Image credit: Pixabay, 2017.

There are few fields that are as interdisciplinary as archeology. From radiocarbon dating to ground-penetrating radar, Archeologists use a wide range of scientific methods to gain insights into historic cultures. But which scientific methods are actually most useful to archeologists? And what kind of information do they provide? I have interviewed Professor Kerstin Lidén, an archeologist at Stockholm University, to find out more about this. According to her the three most important scientific methods for archeology are ground-penetrating radar (GPR), mass spectrometry and X-ray fluorescence (XRF).

Ground penetrating radar (GPR) is a physical method also used in geosciences. It emits radio waves into the ground and detects their reflections caused by burried structures, for example ruins of castles, temples or settlements.

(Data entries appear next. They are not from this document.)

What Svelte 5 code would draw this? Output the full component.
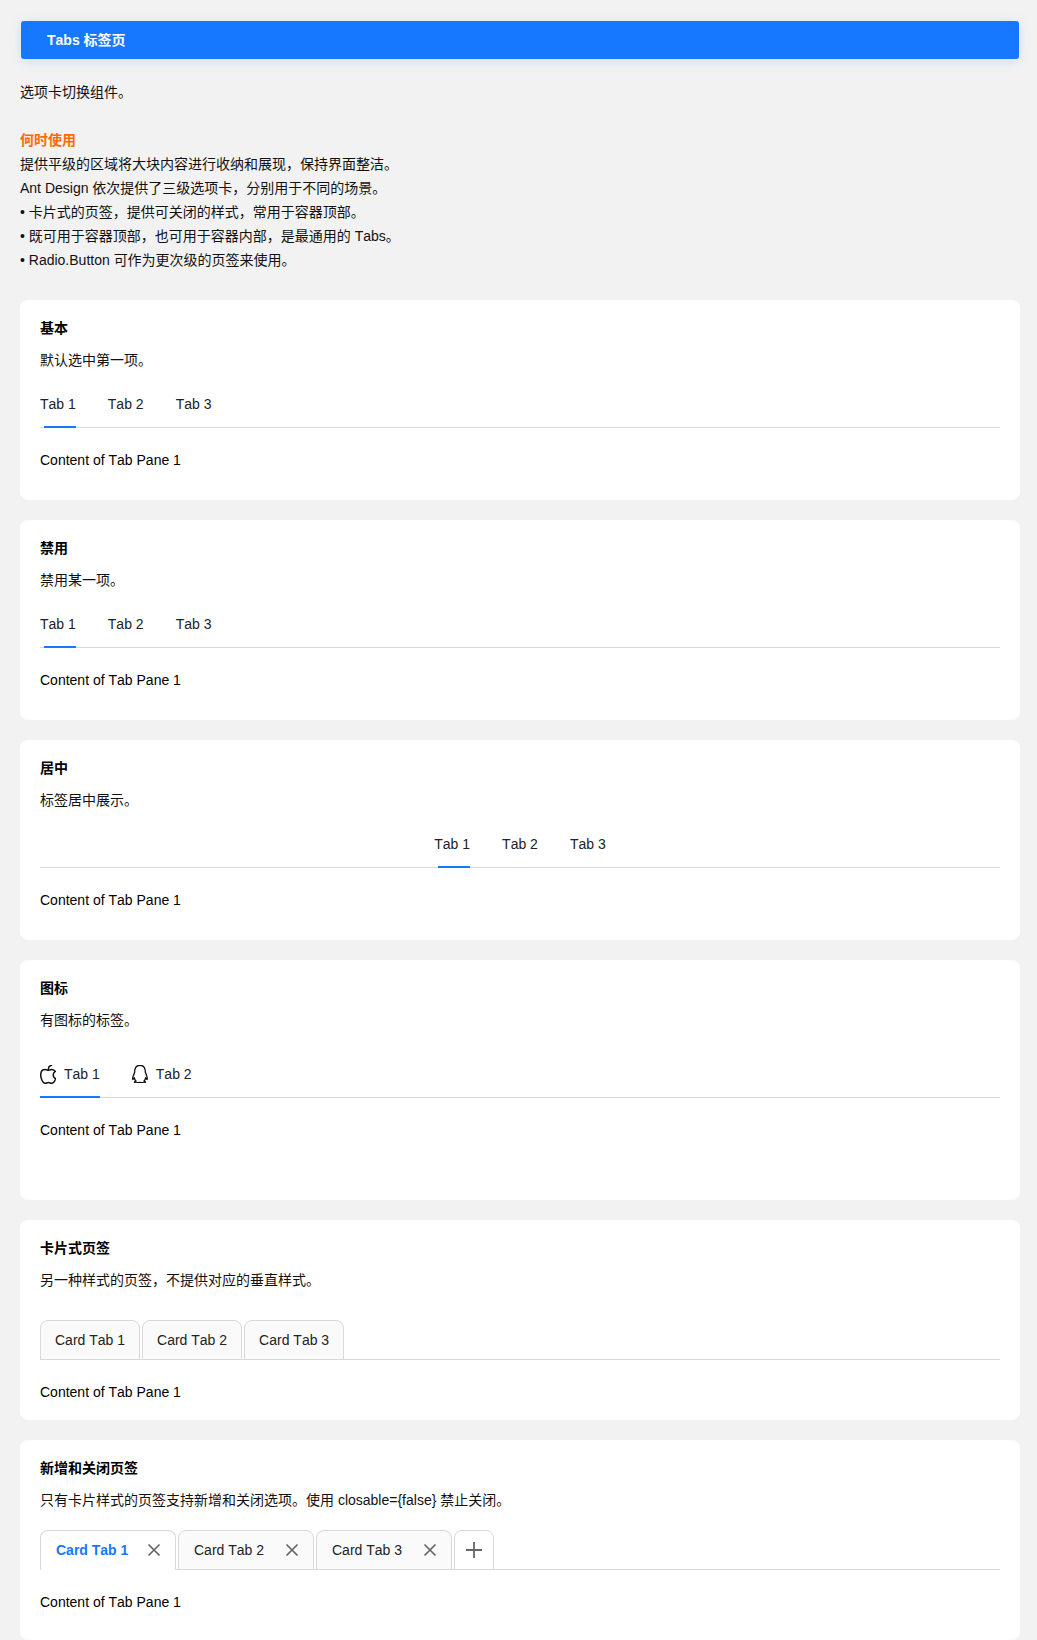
<script>
  const lines = [
    '提供平级的区域将大块内容进行收纳和展现，保持界面整洁。',
    'Ant Design 依次提供了三级选项卡，分别用于不同的场景。',
    '• 卡片式的页签，提供可关闭的样式，常用于容器顶部。',
    '• 既可用于容器顶部，也可用于容器内部，是最通用的 Tabs。',
    '• Radio.Button 可作为更次级的页签来使用。'
  ];
  const plainTabs = ['Tab 1', 'Tab 2', 'Tab 3'];
  const cardTabs = ['Card Tab 1', 'Card Tab 2', 'Card Tab 3'];
</script>

<div class="page">
  <header class="banner">Tabs 标签页</header>

  <section class="intro">
    <p class="lead">选项卡切换组件。</p>
    <h2>何时使用</h2>
    {#each lines as line}
      <p>{line}</p>
    {/each}
  </section>

  <section class="card">
    <h3>基本</h3>
    <p>默认选中第一项。</p>
    <div class="tabs">
      {#each plainTabs as tab}
        <span class="tab">{tab}</span>
      {/each}
      <i class="ink"></i>
    </div>
    <p class="pane">Content of Tab Pane 1</p>
  </section>

  <section class="card">
    <h3>禁用</h3>
    <p>禁用某一项。</p>
    <div class="tabs">
      {#each plainTabs as tab}
        <span class="tab">{tab}</span>
      {/each}
      <i class="ink"></i>
    </div>
    <p class="pane">Content of Tab Pane 1</p>
  </section>

  <section class="card">
    <h3>居中</h3>
    <p>标签居中展示。</p>
    <div class="tabs centered">
      <div class="group">
        {#each plainTabs as tab}
          <span class="tab">{tab}</span>
        {/each}
        <i class="ink"></i>
      </div>
    </div>
    <p class="pane">Content of Tab Pane 1</p>
  </section>

  <section class="card icons">
    <h3>图标</h3>
    <p>有图标的标签。</p>
    <div class="tabs">
      <span class="tab">
        <svg width="16" height="19" viewBox="150 90 720 860" fill="none" stroke="#111" stroke-width="68" stroke-linejoin="round">
          <path d="M747 536c0-68 31-120 93-158-35-50-88-77-157-83-66-5-138 38-164 38-28 0-92-36-142-36C273 298 180 380 180 547c0 49 9 100 27 152 24 69 101 222 184 219 47-1 81-33 142-33 60 0 90 33 143 33 84-1 156-141 178-207-107-50-107-170-107-175z"/>
          <path d="M525 300C520 210 575 125 665 105" stroke-linecap="round"/>
        </svg>
        Tab 1
      </span>
      <span class="tab">
        <svg width="16" height="18" viewBox="170 100 684 830" fill="none" stroke="#111" stroke-width="62" stroke-linejoin="round">
          <path d="M825 613c-16-51-34-95-63-165C767 262 689 112 512 112 332 112 256 265 261 448c-28 71-47 114-63 165-34 110-23 155-15 156 18 2 70-82 70-82 0 49 25 113 80 159-26 8-86 30-72 54 11 19 196 12 250 6 53 6 238 13 249-6 14-24-45-46-71-54 54-46 80-110 80-159 0 0 52 84 70 82 8-1 19-46-15-156z"/>
        </svg>
        Tab 2
      </span>
      <i class="ink wide"></i>
    </div>
    <p class="pane">Content of Tab Pane 1</p>
  </section>

  <section class="card cards">
    <h3>卡片式页签</h3>
    <p>另一种样式的页签，不提供对应的垂直样式。</p>
    <div class="card-tabs">
      {#each cardTabs as tab}
        <span class="card-tab">{tab}</span>
      {/each}
    </div>
    <p class="pane">Content of Tab Pane 1</p>
  </section>

  <section class="card editable">
    <h3>新增和关闭页签</h3>
    <p>只有卡片样式的页签支持新增和关闭选项。使用 closable={'{'}false{'}'} 禁止关闭。</p>
    <div class="card-tabs">
      {#each cardTabs as tab, i}
        <span class="card-tab closable" class:active={i === 0}>
          {tab}
          <svg width="14" height="14" viewBox="0 0 14 14" stroke="#666" stroke-width="1.7" fill="none">
            <path d="M1.5 1.5l11 11M12.5 1.5l-11 11"/>
          </svg>
        </span>
      {/each}
      <span class="card-tab add">
        <svg width="16" height="16" viewBox="0 0 16 16" stroke="#666" stroke-width="1.8" fill="none">
          <path d="M0 8h16M8 0v16"/>
        </svg>
      </span>
    </div>
    <p class="pane">Content of Tab Pane 1</p>
  </section>
</div>

<style>
  :global(body) {
    background: #f2f2f2;
  }

  .page {
    display: flex;
    flex-direction: column;
    padding: 21px 17px 0 20px;
    font-family: "Liberation Sans", "Noto Sans CJK SC", sans-serif;
    font-kerning: none;
    font-size: 14px;
    line-height: 24px;
    color: #111;
  }

  p, h2, h3 {
    margin: 0;
    font-size: 14px;
  }

  .banner {
    height: 38px;
    line-height: 38px;
    margin-left: 1px;
    margin-right: 1px;
    padding-left: 26px;
    background: #1677ff;
    color: #fff;
    font-weight: 700;
    border-radius: 3px;
    box-shadow: 0 2px 12px rgba(22, 119, 255, 0.15);
  }

  .intro {
    margin-top: 21px;
    margin-bottom: 28px;
  }

  .lead {
    margin-bottom: 24px;
  }

  .intro h2 {
    color: #ff6a00;
    font-weight: 700;
  }

  .card {
    background: #fff;
    border-radius: 8px;
    padding: 20px 20px 28px;
    margin-bottom: 20px;
  }

  .card:last-child {
    margin-bottom: 0;
    padding-bottom: 26px;
  }

  h3 {
    line-height: 16px;
    font-weight: 700;
    color: #000;
    margin-bottom: 12px;
  }

  .tabs {
    position: relative;
    display: flex;
    gap: 32px;
    margin-top: 10px;
    padding: 10px 0 11px;
    border-bottom: 1px solid #d9d9d9;
  }

  .tabs.centered {
    justify-content: center;
    padding: 0;
  }

  .group {
    position: relative;
    display: flex;
    gap: 32px;
    padding: 10px 0 11px;
  }

  .tab {
    display: flex;
    align-items: center;
    gap: 8px;
    color: #222;
  }

  .ink {
    position: absolute;
    left: 4px;
    bottom: -1px;
    width: 32px;
    height: 2px;
    background: #1677ff;
  }

  .ink.wide {
    left: 0;
    width: 60px;
  }

  .group .ink {
    left: 4px;
    bottom: -1px;
  }

  .pane {
    margin-top: 20px;
    color: #000;
  }

  .icons .tabs {
    padding: 20px 0 11px;
  }

  .icons .pane {
    margin-bottom: 30px;
  }

  .cards {
    padding-bottom: 16px;
  }

  .cards .card-tabs {
    margin-top: 28px;
  }

  .editable .card-tabs {
    margin-top: 18px;
  }

  .card-tabs {
    display: flex;
    gap: 2px;
    height: 40px;
    border-bottom: 1px solid #d9d9d9;
    box-sizing: border-box;
  }

  .card-tab {
    display: flex;
    align-items: center;
    justify-content: space-between;
    height: 40px;
    box-sizing: border-box;
    padding: 0 14px;
    background: #fafafa;
    border: 1px solid #d9d9d9;
    border-radius: 8px 8px 0 0;
    color: #222;
  }

  .closable {
    width: 136px;
    padding: 0 14px 0 15px;
  }

  .active {
    background: #fff;
    border-bottom-color: #fff;
    color: #1677ff;
    font-weight: 700;
  }

  .add {
    width: 40px;
    padding: 0;
    justify-content: center;
    background: #fff;
  }
</style>
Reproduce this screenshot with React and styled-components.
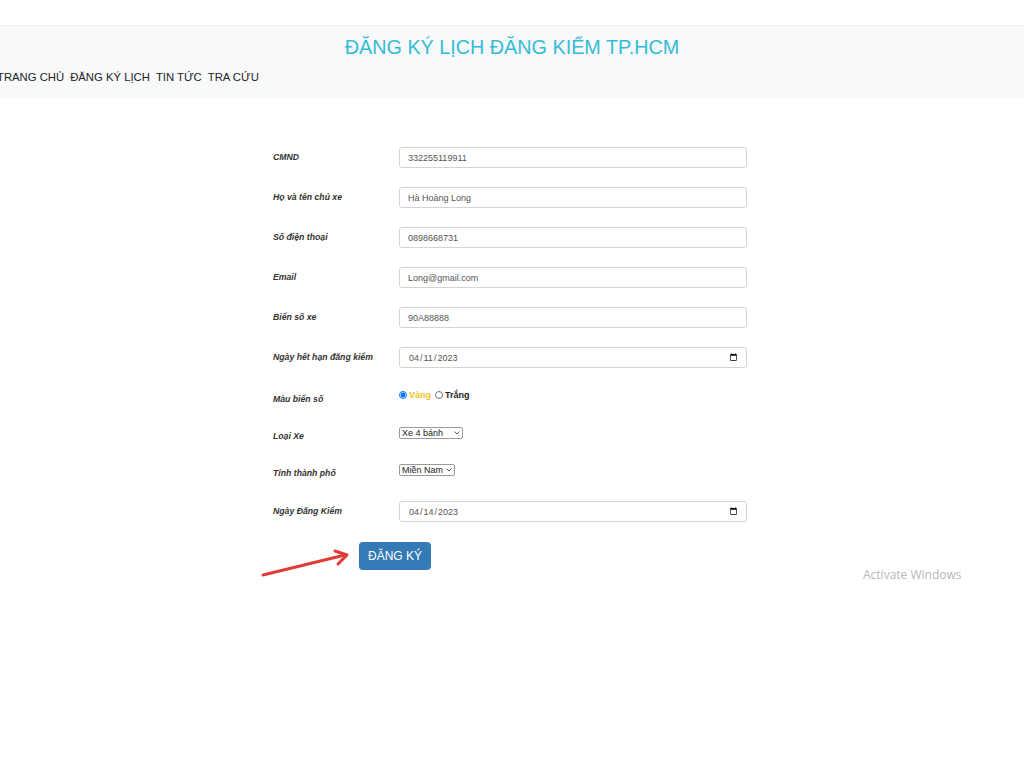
import React from 'react';
import styled, { createGlobalStyle } from 'styled-components';

const GlobalStyle = createGlobalStyle`
  html, body {
    margin: 0;
    padding: 0;
    background: #fff;
    font-family: "Liberation Sans", Arial, sans-serif;
  }
`;

const Page = styled.div`
  position: relative;
  width: 1024px;
  height: 768px;
  overflow: hidden;
  padding-top: 25px;
  box-sizing: border-box;
`;

const Header = styled.header`
  background-color: #f8f9fa;
  border-top: 1px solid #eef0f2;
  height: 72px;
  box-sizing: border-box;
  display: flex;
  flex-direction: column;
`;

const Title = styled.h1`
  margin: 0;
  padding-top: 10px;
  text-align: center;
  font-size: 19.8px;
  font-weight: normal;
  color: #33bcd5;
  line-height: 22px;
`;

const Nav = styled.nav`
  display: flex;
  gap: 6px;
  margin-left: -3px;
  margin-top: 12px;
`;

const NavItem = styled.a`
  color: #222;
  text-decoration: none;
  font-size: 11.3px;
  line-height: 14px;
`;

const FormWrap = styled.div`
  width: 474px;
  margin: 40px 0 0 273px;
`;

const Row = styled.div`
  display: grid;
  grid-template-columns: 126px 348px;
  align-items: center;
  height: ${({ $h }) => $h || 40}px;
`;

const Label = styled.label`
  font-size: 8.7px;
  font-weight: bold;
  font-style: italic;
  color: #333;
  padding-top: ${({ $drop }) => $drop || 0}px;
`;

const Input = styled.input`
  height: 21px;
  width: 348px;
  box-sizing: border-box;
  border: 1px solid #d4d4d4;
  border-radius: 3px;
  padding: 0 8px;
  font-family: "Liberation Sans", Arial, sans-serif;
  font-size: 9px;
  color: #555;
  background: #fff;
  outline: none;
  margin-top: 1px;
  &::-webkit-calendar-picker-indicator {
    width: 9px;
    height: 9px;
    margin: 0;
    padding: 0;
  }
`;

const RadioGroup = styled.div`
  display: flex;
  align-items: center;
  font-size: 9px;
  font-weight: bold;
  padding-bottom: 4px;
`;

const Radio = styled.input`
  width: 8px;
  height: 8px;
  margin: 0 2px 0 0;
`;

const RadioText = styled.span`
  color: ${({ $color }) => $color || '#222'};
  margin-right: 4px;
`;

const SelectCell = styled.div`
  align-self: start;
  display: flex;
  padding-top: 10px;
`;

const SelectBox = styled.div`
  position: relative;
`;

const Select = styled.select`
  appearance: none;
  -webkit-appearance: none;
  width: ${({ $w }) => $w}px;
  height: 12px;
  box-sizing: border-box;
  font-family: "Liberation Sans", Arial, sans-serif;
  font-size: 9px;
  line-height: 10px;
  padding: 0 10px 0 2px;
  border: 1px solid #9a9a9a;
  border-radius: 2px;
  background: #fff;
  color: #222;
  display: block;
`;

const Chevron = styled.svg`
  position: absolute;
  right: 3px;
  top: 4px;
  pointer-events: none;
`;

const ButtonRow = styled.div`
  position: relative;
  padding: 11px 0 0 86px;
`;

const Button = styled.button`
  width: 72px;
  height: 28px;
  background: #337ab7;
  color: #fff;
  border: none;
  border-radius: 4px;
  font-family: "Liberation Sans", Arial, sans-serif;
  font-size: 12px;
`;

const Arrow = styled.svg`
  position: absolute;
  left: -12px;
  top: 18px;
`;

const Watermark = styled.div`
  position: absolute;
  left: 863px;
  top: 566px;
  font-family: "Open Sans", "Liberation Sans", sans-serif;
  font-size: 12px;
  color: #b8b8b8;
`;

const fields = [
  { label: 'CMND', value: '332255119911' },
  { label: 'Họ và tên chủ xe', value: 'Hà Hoàng Long' },
  { label: 'Số điện thoại', value: '0898668731' },
  { label: 'Email', value: 'Long@gmail.com' },
  { label: 'Biển số xe', value: '90A88888' },
];

const Dropdown = ({ width, options }) => (
  <SelectBox>
    <Select $w={width} defaultValue={options[0]}>
      {options.map((o) => (
        <option key={o}>{o}</option>
      ))}
    </Select>
    <Chevron width="6" height="4" viewBox="0 0 6 4">
      <polyline points="0.5,0.5 3,3 5.5,0.5" fill="none" stroke="#444" strokeWidth="0.9" />
    </Chevron>
  </SelectBox>
);

export default function App() {
  return (
    <Page>
      <GlobalStyle />
      <Header>
        <Title>ĐĂNG KÝ LỊCH ĐĂNG KIỂM TP.HCM</Title>
        <Nav>
          <NavItem href="#">TRANG CHỦ</NavItem>
          <NavItem href="#">ĐĂNG KÝ LỊCH</NavItem>
          <NavItem href="#">TIN TỨC</NavItem>
          <NavItem href="#">TRA CỨU</NavItem>
        </Nav>
      </Header>

      <FormWrap>
        {fields.map((f) => (
          <Row key={f.label}>
            <Label>{f.label}</Label>
            <Input type="text" defaultValue={f.value} />
          </Row>
        ))}
        <Row>
          <Label>Ngày hết hạn đăng kiểm</Label>
          <Input type="date" defaultValue="2023-04-11" />
        </Row>
        <Row>
          <Label $drop={3}>Màu biển số</Label>
          <RadioGroup>
            <Radio type="radio" name="mau" defaultChecked />
            <RadioText $color="#f2c232">Vàng</RadioText>
            <Radio type="radio" name="mau" />
            <RadioText>Trắng</RadioText>
          </RadioGroup>
        </Row>
        <Row $h={37}>
          <Label>Loại Xe</Label>
          <SelectCell>
            <Dropdown width={64} options={['Xe 4 bánh', 'Xe 2 bánh']} />
          </SelectCell>
        </Row>
        <Row $h={37}>
          <Label>Tỉnh thành phố</Label>
          <SelectCell>
            <Dropdown width={56} options={['Miền Nam', 'Miền Bắc']} />
          </SelectCell>
        </Row>
        <Row>
          <Label>Ngày Đăng Kiểm</Label>
          <Input type="date" defaultValue="2023-04-14" />
        </Row>
        <ButtonRow>
          <Arrow width="92" height="30" viewBox="0 0 92 30">
            <line x1="2" y1="26" x2="84" y2="6" stroke="#e23b36" strokeWidth="3" strokeLinecap="round" />
            <polyline points="74,2 86,6 77,15" fill="none" stroke="#e23b36" strokeWidth="3" strokeLinecap="round" strokeLinejoin="round" />
          </Arrow>
          <Button>ĐĂNG KÝ</Button>
        </ButtonRow>
      </FormWrap>

      <Watermark>Activate Windows</Watermark>
    </Page>
  );
}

GPR is popular because it offers the possibility to identify the location and the form of buildings and monuments without digging them up.

Mass spectrometry is a chemical technique that normally helps to determine the composition of unknown substances, as many of us have seen in TV crime dramas. In archeology, however, it is used differently. Here, its main task is to identify different isotopes (atoms of the same element with different neutron numbers). One example is the identification of the carbon-14 isotope, a radioactive carbon isotope used for radiocarbon dating. As long as plants, animals or humans live they incorporate carbon-14 into their systems, either by photosynthesis or by eating plants. No new carbon-14 enters the organism after death and conclusions can be drawn about age from the radioactive decay of carbon-14 and its half-life.

Isotope analysis can teach us even more about long-deceased organisms. Carbon and nitrogen isotopes are used to reconstruct diets, while oxygen isotopes can help to determine geographic origins and environment. Strontium and lead isotopes, on the other hand, can give clues about population mobility which means seasonal and/or permanent migrations.

X-ray fluorescence (XRF) is popular to gain information about the chemical and elemental composition of historic artefacts made from metal, glass or ceramics. This method works by bombarding the archeological sample with X-rays or gamma-rays which causes the removal of inner-shell electrons from the sample atoms. As a response, electrons from outer-shells will ”fall” into the inner-shells and simultaneously emit energy in the form of characteristic X-rays. These can be used to identify the chemical composition of the artefact.

Besides the three techniques described here, there are many other, some pretty cool, methods in operation by archeologists. Lidén gives the example of one colleague who used laser scanning to study the writing on rune stones. This analysis showed that different people had carved on the same rune stone. According to Lidén it is like analysing hand writing, only that it is over 1000 years old.

Lidén also says that the goal of archeologists is to get ”life history details of individuals that have been dead for thousands of years”. The information from different scientific techniques has to be put together like a puzzle to gain this information. In the end, archeologists will know what an individual ate at different points in life, where he/she lived and if there was movement between different geographical areas, which diseases the person might have had and when the individual died. This kind of information is important to understand variations and similarties between different cultures and populations.

What Lidén is most proud of in her own work was showing that two archeological cultures in Sweden were really two different cultures. She and her team were able to show that they did not only use different materials and burried their dead differently, but also actually ate different foods. This had long been disputed in Sweden before.